*Exercise goal*:
Leave out the images and repeat the listing below without a single change.

*Raw data*:
>>>
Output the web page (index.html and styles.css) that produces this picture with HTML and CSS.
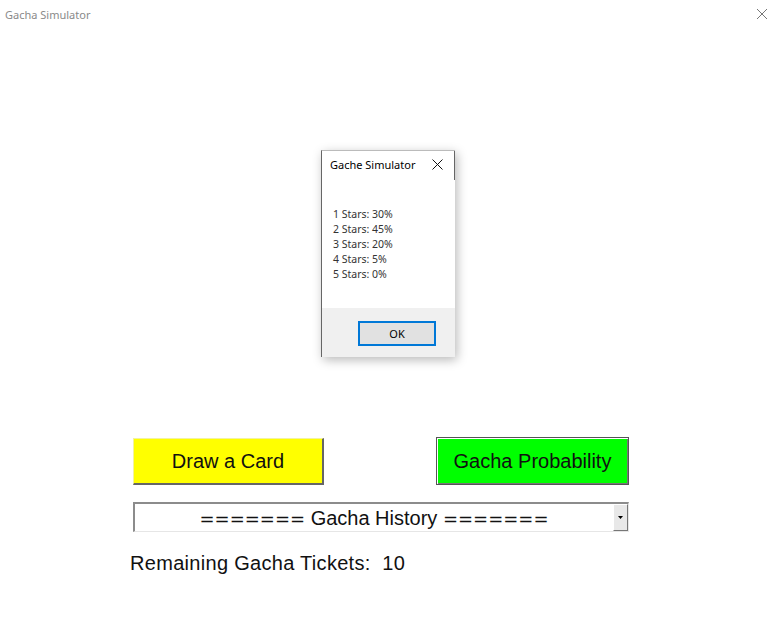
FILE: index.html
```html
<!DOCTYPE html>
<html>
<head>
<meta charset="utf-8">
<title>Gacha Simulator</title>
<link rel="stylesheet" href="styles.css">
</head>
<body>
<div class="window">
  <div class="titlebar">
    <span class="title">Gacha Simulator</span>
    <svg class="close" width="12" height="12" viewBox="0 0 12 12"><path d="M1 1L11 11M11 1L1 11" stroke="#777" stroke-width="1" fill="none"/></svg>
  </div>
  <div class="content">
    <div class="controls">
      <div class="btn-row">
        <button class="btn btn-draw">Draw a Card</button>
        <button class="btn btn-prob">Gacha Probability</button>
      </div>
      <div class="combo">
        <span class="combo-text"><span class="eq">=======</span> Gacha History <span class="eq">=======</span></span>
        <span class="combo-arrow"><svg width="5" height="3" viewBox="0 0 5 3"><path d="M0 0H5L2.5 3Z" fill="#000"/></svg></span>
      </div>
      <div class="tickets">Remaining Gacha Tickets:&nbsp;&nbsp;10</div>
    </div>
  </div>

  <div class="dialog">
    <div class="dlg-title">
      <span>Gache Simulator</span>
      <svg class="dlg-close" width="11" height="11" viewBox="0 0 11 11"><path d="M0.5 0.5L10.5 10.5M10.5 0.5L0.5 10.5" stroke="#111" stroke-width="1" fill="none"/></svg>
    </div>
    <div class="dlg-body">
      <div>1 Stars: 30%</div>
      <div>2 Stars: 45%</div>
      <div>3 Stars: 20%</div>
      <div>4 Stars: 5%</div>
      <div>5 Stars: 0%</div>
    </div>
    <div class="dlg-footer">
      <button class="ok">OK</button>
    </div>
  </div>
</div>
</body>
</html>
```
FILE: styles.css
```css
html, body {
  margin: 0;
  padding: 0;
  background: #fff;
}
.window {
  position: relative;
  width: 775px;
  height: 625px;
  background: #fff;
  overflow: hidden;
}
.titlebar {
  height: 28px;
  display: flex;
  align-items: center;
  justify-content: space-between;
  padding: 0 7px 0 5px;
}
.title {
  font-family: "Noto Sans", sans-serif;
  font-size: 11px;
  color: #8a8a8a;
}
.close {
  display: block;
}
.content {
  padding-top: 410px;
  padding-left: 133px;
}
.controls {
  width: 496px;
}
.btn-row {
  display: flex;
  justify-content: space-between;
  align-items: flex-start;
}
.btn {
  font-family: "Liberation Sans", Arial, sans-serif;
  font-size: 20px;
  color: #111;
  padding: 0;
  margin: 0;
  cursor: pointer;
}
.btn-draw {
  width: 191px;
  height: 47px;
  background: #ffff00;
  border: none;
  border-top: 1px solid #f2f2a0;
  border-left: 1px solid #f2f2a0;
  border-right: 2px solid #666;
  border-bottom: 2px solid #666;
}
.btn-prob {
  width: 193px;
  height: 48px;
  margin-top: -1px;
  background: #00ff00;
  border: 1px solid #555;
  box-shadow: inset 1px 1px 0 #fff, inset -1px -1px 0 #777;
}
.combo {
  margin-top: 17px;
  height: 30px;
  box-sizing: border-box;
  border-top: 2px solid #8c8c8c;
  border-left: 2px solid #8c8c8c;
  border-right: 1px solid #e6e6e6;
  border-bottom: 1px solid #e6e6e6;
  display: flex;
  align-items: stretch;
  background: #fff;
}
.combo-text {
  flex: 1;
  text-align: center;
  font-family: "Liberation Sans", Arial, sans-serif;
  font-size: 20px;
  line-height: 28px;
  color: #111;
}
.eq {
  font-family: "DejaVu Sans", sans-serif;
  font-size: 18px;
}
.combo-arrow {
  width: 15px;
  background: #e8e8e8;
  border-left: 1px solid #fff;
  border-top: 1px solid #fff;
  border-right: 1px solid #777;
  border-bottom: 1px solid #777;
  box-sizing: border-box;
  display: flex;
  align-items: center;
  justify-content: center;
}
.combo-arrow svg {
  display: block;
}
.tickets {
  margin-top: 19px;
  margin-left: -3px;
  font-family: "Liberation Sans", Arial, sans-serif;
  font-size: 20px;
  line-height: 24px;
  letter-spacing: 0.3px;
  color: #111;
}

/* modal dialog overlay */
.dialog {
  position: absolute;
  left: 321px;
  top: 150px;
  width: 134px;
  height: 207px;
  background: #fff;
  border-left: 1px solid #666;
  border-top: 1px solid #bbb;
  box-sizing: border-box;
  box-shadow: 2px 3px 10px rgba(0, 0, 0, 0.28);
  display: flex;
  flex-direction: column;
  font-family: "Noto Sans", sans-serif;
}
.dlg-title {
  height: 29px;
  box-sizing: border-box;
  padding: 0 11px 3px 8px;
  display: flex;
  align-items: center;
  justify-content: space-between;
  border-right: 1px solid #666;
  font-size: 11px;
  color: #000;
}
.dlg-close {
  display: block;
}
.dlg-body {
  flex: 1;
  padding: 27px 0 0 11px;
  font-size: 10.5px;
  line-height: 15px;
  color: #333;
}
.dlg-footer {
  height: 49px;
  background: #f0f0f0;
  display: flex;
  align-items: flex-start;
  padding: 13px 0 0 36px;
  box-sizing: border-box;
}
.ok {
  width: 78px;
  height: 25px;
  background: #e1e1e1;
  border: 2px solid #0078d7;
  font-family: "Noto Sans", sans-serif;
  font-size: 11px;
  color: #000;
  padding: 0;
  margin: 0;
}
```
<<<
*Full solution*:
Output the web page (index.html and styles.css) that produces this picture with HTML and CSS.
FILE: index.html
```html
<!DOCTYPE html>
<html>
<head>
<meta charset="utf-8">
<title>Gacha Simulator</title>
<link rel="stylesheet" href="styles.css">
</head>
<body>
<div class="window">
  <div class="titlebar">
    <span class="title">Gacha Simulator</span>
    <svg class="close" width="12" height="12" viewBox="0 0 12 12"><path d="M1 1L11 11M11 1L1 11" stroke="#777" stroke-width="1" fill="none"/></svg>
  </div>
  <div class="content">
    <div class="controls">
      <div class="btn-row">
        <button class="btn btn-draw">Draw a Card</button>
        <button class="btn btn-prob">Gacha Probability</button>
      </div>
      <div class="combo">
        <span class="combo-text"><span class="eq">=======</span> Gacha History <span class="eq">=======</span></span>
        <span class="combo-arrow"><svg width="5" height="3" viewBox="0 0 5 3"><path d="M0 0H5L2.5 3Z" fill="#000"/></svg></span>
      </div>
      <div class="tickets">Remaining Gacha Tickets:&nbsp;&nbsp;10</div>
    </div>
  </div>

  <div class="dialog">
    <div class="dlg-title">
      <span>Gache Simulator</span>
      <svg class="dlg-close" width="11" height="11" viewBox="0 0 11 11"><path d="M0.5 0.5L10.5 10.5M10.5 0.5L0.5 10.5" stroke="#111" stroke-width="1" fill="none"/></svg>
    </div>
    <div class="dlg-body">
      <div>1 Stars: 30%</div>
      <div>2 Stars: 45%</div>
      <div>3 Stars: 20%</div>
      <div>4 Stars: 5%</div>
      <div>5 Stars: 0%</div>
    </div>
    <div class="dlg-footer">
      <button class="ok">OK</button>
    </div>
  </div>
</div>
</body>
</html>
```
FILE: styles.css
```css
html, body {
  margin: 0;
  padding: 0;
  background: #fff;
}
.window {
  position: relative;
  width: 775px;
  height: 625px;
  background: #fff;
  overflow: hidden;
}
.titlebar {
  height: 28px;
  display: flex;
  align-items: center;
  justify-content: space-between;
  padding: 0 7px 0 5px;
}
.title {
  font-family: "Noto Sans", sans-serif;
  font-size: 11px;
  color: #8a8a8a;
}
.close {
  display: block;
}
.content {
  padding-top: 410px;
  padding-left: 133px;
}
.controls {
  width: 496px;
}
.btn-row {
  display: flex;
  justify-content: space-between;
  align-items: flex-start;
}
.btn {
  font-family: "Liberation Sans", Arial, sans-serif;
  font-size: 20px;
  color: #111;
  padding: 0;
  margin: 0;
  cursor: pointer;
}
.btn-draw {
  width: 191px;
  height: 47px;
  background: #ffff00;
  border: none;
  border-top: 1px solid #f2f2a0;
  border-left: 1px solid #f2f2a0;
  border-right: 2px solid #666;
  border-bottom: 2px solid #666;
}
.btn-prob {
  width: 193px;
  height: 48px;
  margin-top: -1px;
  background: #00ff00;
  border: 1px solid #555;
  box-shadow: inset 1px 1px 0 #fff, inset -1px -1px 0 #777;
}
.combo {
  margin-top: 17px;
  height: 30px;
  box-sizing: border-box;
  border-top: 2px solid #8c8c8c;
  border-left: 2px solid #8c8c8c;
  border-right: 1px solid #e6e6e6;
  border-bottom: 1px solid #e6e6e6;
  display: flex;
  align-items: stretch;
  background: #fff;
}
.combo-text {
  flex: 1;
  text-align: center;
  font-family: "Liberation Sans", Arial, sans-serif;
  font-size: 20px;
  line-height: 28px;
  color: #111;
}
.eq {
  font-family: "DejaVu Sans", sans-serif;
  font-size: 18px;
}
.combo-arrow {
  width: 15px;
  background: #e8e8e8;
  border-left: 1px solid #fff;
  border-top: 1px solid #fff;
  border-right: 1px solid #777;
  border-bottom: 1px solid #777;
  box-sizing: border-box;
  display: flex;
  align-items: center;
  justify-content: center;
}
.combo-arrow svg {
  display: block;
}
.tickets {
  margin-top: 19px;
  margin-left: -3px;
  font-family: "Liberation Sans", Arial, sans-serif;
  font-size: 20px;
  line-height: 24px;
  letter-spacing: 0.3px;
  color: #111;
}

/* modal dialog overlay */
.dialog {
  position: absolute;
  left: 321px;
  top: 150px;
  width: 134px;
  height: 207px;
  background: #fff;
  border-left: 1px solid #666;
  border-top: 1px solid #bbb;
  box-sizing: border-box;
  box-shadow: 2px 3px 10px rgba(0, 0, 0, 0.28);
  display: flex;
  flex-direction: column;
  font-family: "Noto Sans", sans-serif;
}
.dlg-title {
  height: 29px;
  box-sizing: border-box;
  padding: 0 11px 3px 8px;
  display: flex;
  align-items: center;
  justify-content: space-between;
  border-right: 1px solid #666;
  font-size: 11px;
  color: #000;
}
.dlg-close {
  display: block;
}
.dlg-body {
  flex: 1;
  padding: 27px 0 0 11px;
  font-size: 10.5px;
  line-height: 15px;
  color: #333;
}
.dlg-footer {
  height: 49px;
  background: #f0f0f0;
  display: flex;
  align-items: flex-start;
  padding: 13px 0 0 36px;
  box-sizing: border-box;
}
.ok {
  width: 78px;
  height: 25px;
  background: #e1e1e1;
  border: 2px solid #0078d7;
  font-family: "Noto Sans", sans-serif;
  font-size: 11px;
  color: #000;
  padding: 0;
  margin: 0;
}
```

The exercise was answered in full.